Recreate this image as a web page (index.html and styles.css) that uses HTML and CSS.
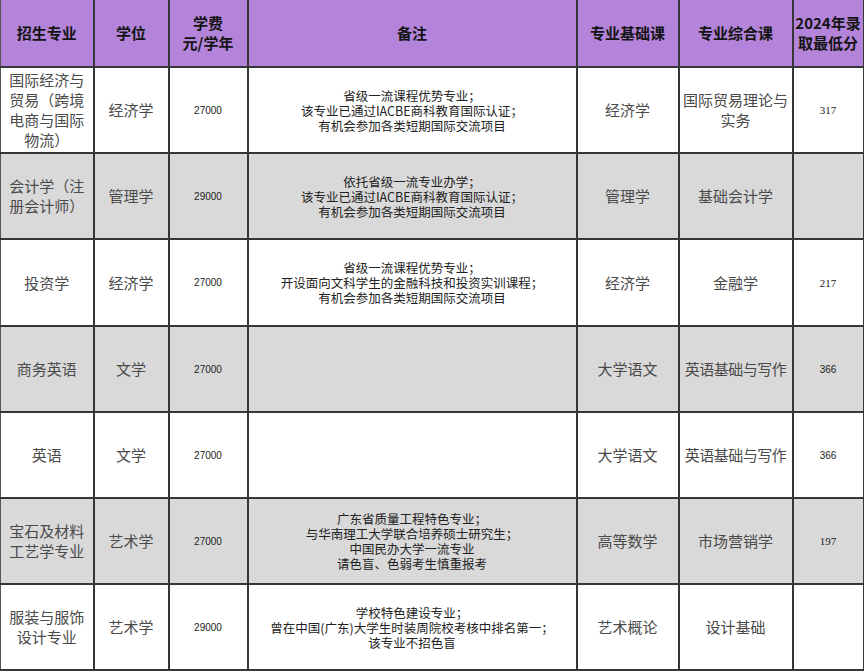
FILE: index.html
```html
<!DOCTYPE html>
<html lang="zh">
<head>
<meta charset="utf-8">
<link rel="stylesheet" href="styles.css">
</head>
<body>
<table class="grid">
  <colgroup>
    <col class="c1"><col class="c2"><col class="c3"><col class="c4"><col class="c5"><col class="c6"><col class="c7">
  </colgroup>
  <thead>
    <tr class="head">
      <th>招生专业</th>
      <th>学位</th>
      <th>学费<br>元/学年</th>
      <th>备注</th>
      <th>专业基础课</th>
      <th>专业综合课</th>
      <th class="score-h">2024年录<br>取最低分</th>
    </tr>
  </thead>
  <tbody>
    <tr class="r1">
      <td class="major">国际经济与<br>贸易（跨境<br>电商与国际<br>物流）</td>
      <td class="deg">经济学</td>
      <td class="fee">27000</td>
      <td class="note"><div>省级一流课程优势专业；</div><div>该专业已通过IACBE商科教育国际认证；</div><div>有机会参加各类短期国际交流项目</div></td>
      <td class="deg">经济学</td>
      <td class="deg">国际贸易理论与<br>实务</td>
      <td class="score">317</td>
    </tr>
    <tr class="r2 alt">
      <td class="major">会计学（注<br>册会计师）</td>
      <td class="deg">管理学</td>
      <td class="fee">29000</td>
      <td class="note"><div>依托省级一流专业办学；</div><div>该专业已通过IACBE商科教育国际认证；</div><div>有机会参加各类短期国际交流项目</div></td>
      <td class="deg">管理学</td>
      <td class="deg">基础会计学</td>
      <td class="score"></td>
    </tr>
    <tr class="r3">
      <td class="major">投资学</td>
      <td class="deg">经济学</td>
      <td class="fee">27000</td>
      <td class="note"><div>省级一流课程优势专业；</div><div>开设面向文科学生的金融科技和投资实训课程；</div><div>有机会参加各类短期国际交流项目</div></td>
      <td class="deg">经济学</td>
      <td class="deg">金融学</td>
      <td class="score">217</td>
    </tr>
    <tr class="r4 alt">
      <td class="major">商务英语</td>
      <td class="deg">文学</td>
      <td class="fee">27000</td>
      <td class="note"></td>
      <td class="deg">大学语文</td>
      <td class="deg tight">英语基础与写作</td>
      <td class="score sans">366</td>
    </tr>
    <tr class="r5">
      <td class="major">英语</td>
      <td class="deg">文学</td>
      <td class="fee">27000</td>
      <td class="note"></td>
      <td class="deg">大学语文</td>
      <td class="deg tight">英语基础与写作</td>
      <td class="score sans">366</td>
    </tr>
    <tr class="r6 alt">
      <td class="major">宝石及材料<br>工艺学专业</td>
      <td class="deg">艺术学</td>
      <td class="fee">27000</td>
      <td class="note"><div>广东省质量工程特色专业；</div><div>与华南理工大学联合培养硕士研究生；</div><div>中国民办大学一流专业</div><div>请色盲、色弱考生慎重报考</div></td>
      <td class="deg">高等数学</td>
      <td class="deg">市场营销学</td>
      <td class="score">197</td>
    </tr>
    <tr class="r7">
      <td class="major">服装与服饰<br>设计专业</td>
      <td class="deg">艺术学</td>
      <td class="fee">29000</td>
      <td class="note"><div>学校特色建设专业；</div><div>曾在中国(广东)大学生时装周院校考核中排名第一；</div><div>该专业不招色盲</div></td>
      <td class="deg">艺术概论</td>
      <td class="deg">设计基础</td>
      <td class="score"></td>
    </tr>
  </tbody>
</table>
</body>
</html>
```

FILE: styles.css
```css
html, body {
  margin: 0;
  padding: 0;
  background: #ffffff;
}

body {
  width: 864px;
  height: 672px;
  overflow: hidden;
  font-family: "Noto Sans CJK SC", "Noto Sans", sans-serif;
  color: #3a3a3a;
}

.grid {
  border-collapse: collapse;
  table-layout: fixed;
  width: 863px;
}

.c1 { width: 93px; }
.c2 { width: 75px; }
.c3 { width: 79px; }
.c4 { width: 329px; }
.c5 { width: 102px; }
.c6 { width: 114px; }
.c7 { width: 71px; }

.grid th,
.grid td {
  border: 2px solid #363636;
  text-align: center;
  vertical-align: middle;
  padding: 0;
}

.grid thead th {
  border-top: none;
  background: #b384d9;
  color: #141414;
  font-weight: 700;
  font-size: 15px;
  line-height: 20px;
  height: 66px;
}

.grid thead th:first-child,
.grid td:first-child {
  border-left: 1px solid #555;
}

.grid tbody tr {
  height: 86px;
}

.grid tbody tr.r3 {
  height: 87px;
}

.alt td {
  background: #d9d9d9;
}

.major {
  font-size: 15px;
  line-height: 20px;
  color: #4a4a4a;
  padding: 0 2px;
}

.deg {
  font-size: 15px;
  line-height: 20px;
  color: #4a4a4a;
}

.deg.tight {
  letter-spacing: -0.5px;
}

.fee {
  font-family: "Liberation Sans", Arial, sans-serif;
  font-size: 10px;
  color: #222;
}

.note {
  font-size: 12.5px;
  line-height: 15px;
  color: #222;
}

.note div {
  height: 15px;
  line-height: 15px;
}

.score {
  font-family: "Liberation Serif", serif;
  font-size: 11px;
  color: #222;
}

.score.sans {
  font-family: "Liberation Sans", Arial, sans-serif;
  font-size: 10px;
}
```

EXERCISE
Copy each line exactly, and leave the pictures out of your copy.

EXERCISE RESULT
Recreate this image as a web page (index.html and styles.css) that uses HTML and CSS.
FILE: index.html
```html
<!DOCTYPE html>
<html lang="zh">
<head>
<meta charset="utf-8">
<link rel="stylesheet" href="styles.css">
</head>
<body>
<table class="grid">
  <colgroup>
    <col class="c1"><col class="c2"><col class="c3"><col class="c4"><col class="c5"><col class="c6"><col class="c7">
  </colgroup>
  <thead>
    <tr class="head">
      <th>招生专业</th>
      <th>学位</th>
      <th>学费<br>元/学年</th>
      <th>备注</th>
      <th>专业基础课</th>
      <th>专业综合课</th>
      <th class="score-h">2024年录<br>取最低分</th>
    </tr>
  </thead>
  <tbody>
    <tr class="r1">
      <td class="major">国际经济与<br>贸易（跨境<br>电商与国际<br>物流）</td>
      <td class="deg">经济学</td>
      <td class="fee">27000</td>
      <td class="note"><div>省级一流课程优势专业；</div><div>该专业已通过IACBE商科教育国际认证；</div><div>有机会参加各类短期国际交流项目</div></td>
      <td class="deg">经济学</td>
      <td class="deg">国际贸易理论与<br>实务</td>
      <td class="score">317</td>
    </tr>
    <tr class="r2 alt">
      <td class="major">会计学（注<br>册会计师）</td>
      <td class="deg">管理学</td>
      <td class="fee">29000</td>
      <td class="note"><div>依托省级一流专业办学；</div><div>该专业已通过IACBE商科教育国际认证；</div><div>有机会参加各类短期国际交流项目</div></td>
      <td class="deg">管理学</td>
      <td class="deg">基础会计学</td>
      <td class="score"></td>
    </tr>
    <tr class="r3">
      <td class="major">投资学</td>
      <td class="deg">经济学</td>
      <td class="fee">27000</td>
      <td class="note"><div>省级一流课程优势专业；</div><div>开设面向文科学生的金融科技和投资实训课程；</div><div>有机会参加各类短期国际交流项目</div></td>
      <td class="deg">经济学</td>
      <td class="deg">金融学</td>
      <td class="score">217</td>
    </tr>
    <tr class="r4 alt">
      <td class="major">商务英语</td>
      <td class="deg">文学</td>
      <td class="fee">27000</td>
      <td class="note"></td>
      <td class="deg">大学语文</td>
      <td class="deg tight">英语基础与写作</td>
      <td class="score sans">366</td>
    </tr>
    <tr class="r5">
      <td class="major">英语</td>
      <td class="deg">文学</td>
      <td class="fee">27000</td>
      <td class="note"></td>
      <td class="deg">大学语文</td>
      <td class="deg tight">英语基础与写作</td>
      <td class="score sans">366</td>
    </tr>
    <tr class="r6 alt">
      <td class="major">宝石及材料<br>工艺学专业</td>
      <td class="deg">艺术学</td>
      <td class="fee">27000</td>
      <td class="note"><div>广东省质量工程特色专业；</div><div>与华南理工大学联合培养硕士研究生；</div><div>中国民办大学一流专业</div><div>请色盲、色弱考生慎重报考</div></td>
      <td class="deg">高等数学</td>
      <td class="deg">市场营销学</td>
      <td class="score">197</td>
    </tr>
    <tr class="r7">
      <td class="major">服装与服饰<br>设计专业</td>
      <td class="deg">艺术学</td>
      <td class="fee">29000</td>
      <td class="note"><div>学校特色建设专业；</div><div>曾在中国(广东)大学生时装周院校考核中排名第一；</div><div>该专业不招色盲</div></td>
      <td class="deg">艺术概论</td>
      <td class="deg">设计基础</td>
      <td class="score"></td>
    </tr>
  </tbody>
</table>
</body>
</html>
```

FILE: styles.css
```css
html, body {
  margin: 0;
  padding: 0;
  background: #ffffff;
}

body {
  width: 864px;
  height: 672px;
  overflow: hidden;
  font-family: "Noto Sans CJK SC", "Noto Sans", sans-serif;
  color: #3a3a3a;
}

.grid {
  border-collapse: collapse;
  table-layout: fixed;
  width: 863px;
}

.c1 { width: 93px; }
.c2 { width: 75px; }
.c3 { width: 79px; }
.c4 { width: 329px; }
.c5 { width: 102px; }
.c6 { width: 114px; }
.c7 { width: 71px; }

.grid th,
.grid td {
  border: 2px solid #363636;
  text-align: center;
  vertical-align: middle;
  padding: 0;
}

.grid thead th {
  border-top: none;
  background: #b384d9;
  color: #141414;
  font-weight: 700;
  font-size: 15px;
  line-height: 20px;
  height: 66px;
}

.grid thead th:first-child,
.grid td:first-child {
  border-left: 1px solid #555;
}

.grid tbody tr {
  height: 86px;
}

.grid tbody tr.r3 {
  height: 87px;
}

.alt td {
  background: #d9d9d9;
}

.major {
  font-size: 15px;
  line-height: 20px;
  color: #4a4a4a;
  padding: 0 2px;
}

.deg {
  font-size: 15px;
  line-height: 20px;
  color: #4a4a4a;
}

.deg.tight {
  letter-spacing: -0.5px;
}

.fee {
  font-family: "Liberation Sans", Arial, sans-serif;
  font-size: 10px;
  color: #222;
}

.note {
  font-size: 12.5px;
  line-height: 15px;
  color: #222;
}

.note div {
  height: 15px;
  line-height: 15px;
}

.score {
  font-family: "Liberation Serif", serif;
  font-size: 11px;
  color: #222;
}

.score.sans {
  font-family: "Liberation Sans", Arial, sans-serif;
  font-size: 10px;
}
```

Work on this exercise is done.